:: Written task ::
Give the listing below again in full, exactly as written.

(Items from a data source)
# # # # # # #
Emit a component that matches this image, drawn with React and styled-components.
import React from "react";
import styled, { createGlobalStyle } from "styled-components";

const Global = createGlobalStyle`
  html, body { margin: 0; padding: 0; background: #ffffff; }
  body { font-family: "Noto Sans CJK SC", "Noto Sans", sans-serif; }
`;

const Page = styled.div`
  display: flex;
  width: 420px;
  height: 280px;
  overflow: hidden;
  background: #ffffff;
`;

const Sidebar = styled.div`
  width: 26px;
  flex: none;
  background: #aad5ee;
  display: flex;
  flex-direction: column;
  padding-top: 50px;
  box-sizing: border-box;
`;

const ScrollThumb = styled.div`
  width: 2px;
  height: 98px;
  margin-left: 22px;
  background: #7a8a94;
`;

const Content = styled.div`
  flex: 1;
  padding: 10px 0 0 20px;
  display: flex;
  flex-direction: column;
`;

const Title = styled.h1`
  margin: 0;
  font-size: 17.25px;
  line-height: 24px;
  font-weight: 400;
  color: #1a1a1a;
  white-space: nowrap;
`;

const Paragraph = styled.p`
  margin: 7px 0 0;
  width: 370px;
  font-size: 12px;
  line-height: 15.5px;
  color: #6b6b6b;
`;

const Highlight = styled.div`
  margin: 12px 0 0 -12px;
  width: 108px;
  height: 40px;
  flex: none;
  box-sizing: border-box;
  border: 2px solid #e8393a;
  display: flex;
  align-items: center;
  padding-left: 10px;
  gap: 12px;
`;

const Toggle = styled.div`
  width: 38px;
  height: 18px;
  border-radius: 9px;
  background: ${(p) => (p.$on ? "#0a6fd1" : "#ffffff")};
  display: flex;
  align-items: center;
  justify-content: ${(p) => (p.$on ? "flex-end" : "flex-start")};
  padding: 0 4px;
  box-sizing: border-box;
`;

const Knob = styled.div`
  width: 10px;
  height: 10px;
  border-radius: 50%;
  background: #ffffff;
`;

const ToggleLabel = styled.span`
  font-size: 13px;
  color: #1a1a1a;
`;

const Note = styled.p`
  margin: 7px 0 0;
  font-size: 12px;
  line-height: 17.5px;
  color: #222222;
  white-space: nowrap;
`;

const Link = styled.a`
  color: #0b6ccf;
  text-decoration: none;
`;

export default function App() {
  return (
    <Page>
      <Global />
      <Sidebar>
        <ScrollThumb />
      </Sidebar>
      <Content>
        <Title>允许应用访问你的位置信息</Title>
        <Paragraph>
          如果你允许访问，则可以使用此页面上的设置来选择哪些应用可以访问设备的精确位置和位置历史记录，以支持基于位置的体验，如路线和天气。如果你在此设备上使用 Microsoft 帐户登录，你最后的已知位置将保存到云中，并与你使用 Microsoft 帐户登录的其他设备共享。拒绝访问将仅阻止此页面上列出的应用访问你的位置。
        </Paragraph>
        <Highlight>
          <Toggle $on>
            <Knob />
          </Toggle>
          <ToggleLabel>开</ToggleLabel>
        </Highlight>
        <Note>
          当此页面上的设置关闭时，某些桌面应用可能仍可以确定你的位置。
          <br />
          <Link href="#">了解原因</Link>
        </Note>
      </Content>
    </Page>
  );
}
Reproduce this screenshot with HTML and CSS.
# # # # # # #
:: Problem solution ::
Emit a component that matches this image, drawn with React and styled-components.
import React from "react";
import styled, { createGlobalStyle } from "styled-components";

const Global = createGlobalStyle`
  html, body { margin: 0; padding: 0; background: #ffffff; }
  body { font-family: "Noto Sans CJK SC", "Noto Sans", sans-serif; }
`;

const Page = styled.div`
  display: flex;
  width: 420px;
  height: 280px;
  overflow: hidden;
  background: #ffffff;
`;

const Sidebar = styled.div`
  width: 26px;
  flex: none;
  background: #aad5ee;
  display: flex;
  flex-direction: column;
  padding-top: 50px;
  box-sizing: border-box;
`;

const ScrollThumb = styled.div`
  width: 2px;
  height: 98px;
  margin-left: 22px;
  background: #7a8a94;
`;

const Content = styled.div`
  flex: 1;
  padding: 10px 0 0 20px;
  display: flex;
  flex-direction: column;
`;

const Title = styled.h1`
  margin: 0;
  font-size: 17.25px;
  line-height: 24px;
  font-weight: 400;
  color: #1a1a1a;
  white-space: nowrap;
`;

const Paragraph = styled.p`
  margin: 7px 0 0;
  width: 370px;
  font-size: 12px;
  line-height: 15.5px;
  color: #6b6b6b;
`;

const Highlight = styled.div`
  margin: 12px 0 0 -12px;
  width: 108px;
  height: 40px;
  flex: none;
  box-sizing: border-box;
  border: 2px solid #e8393a;
  display: flex;
  align-items: center;
  padding-left: 10px;
  gap: 12px;
`;

const Toggle = styled.div`
  width: 38px;
  height: 18px;
  border-radius: 9px;
  background: ${(p) => (p.$on ? "#0a6fd1" : "#ffffff")};
  display: flex;
  align-items: center;
  justify-content: ${(p) => (p.$on ? "flex-end" : "flex-start")};
  padding: 0 4px;
  box-sizing: border-box;
`;

const Knob = styled.div`
  width: 10px;
  height: 10px;
  border-radius: 50%;
  background: #ffffff;
`;

const ToggleLabel = styled.span`
  font-size: 13px;
  color: #1a1a1a;
`;

const Note = styled.p`
  margin: 7px 0 0;
  font-size: 12px;
  line-height: 17.5px;
  color: #222222;
  white-space: nowrap;
`;

const Link = styled.a`
  color: #0b6ccf;
  text-decoration: none;
`;

export default function App() {
  return (
    <Page>
      <Global />
      <Sidebar>
        <ScrollThumb />
      </Sidebar>
      <Content>
        <Title>允许应用访问你的位置信息</Title>
        <Paragraph>
          如果你允许访问，则可以使用此页面上的设置来选择哪些应用可以访问设备的精确位置和位置历史记录，以支持基于位置的体验，如路线和天气。如果你在此设备上使用 Microsoft 帐户登录，你最后的已知位置将保存到云中，并与你使用 Microsoft 帐户登录的其他设备共享。拒绝访问将仅阻止此页面上列出的应用访问你的位置。
        </Paragraph>
        <Highlight>
          <Toggle $on>
            <Knob />
          </Toggle>
          <ToggleLabel>开</ToggleLabel>
        </Highlight>
        <Note>
          当此页面上的设置关闭时，某些桌面应用可能仍可以确定你的位置。
          <br />
          <Link href="#">了解原因</Link>
        </Note>
      </Content>
    </Page>
  );
}
Reproduce this screenshot with HTML and CSS.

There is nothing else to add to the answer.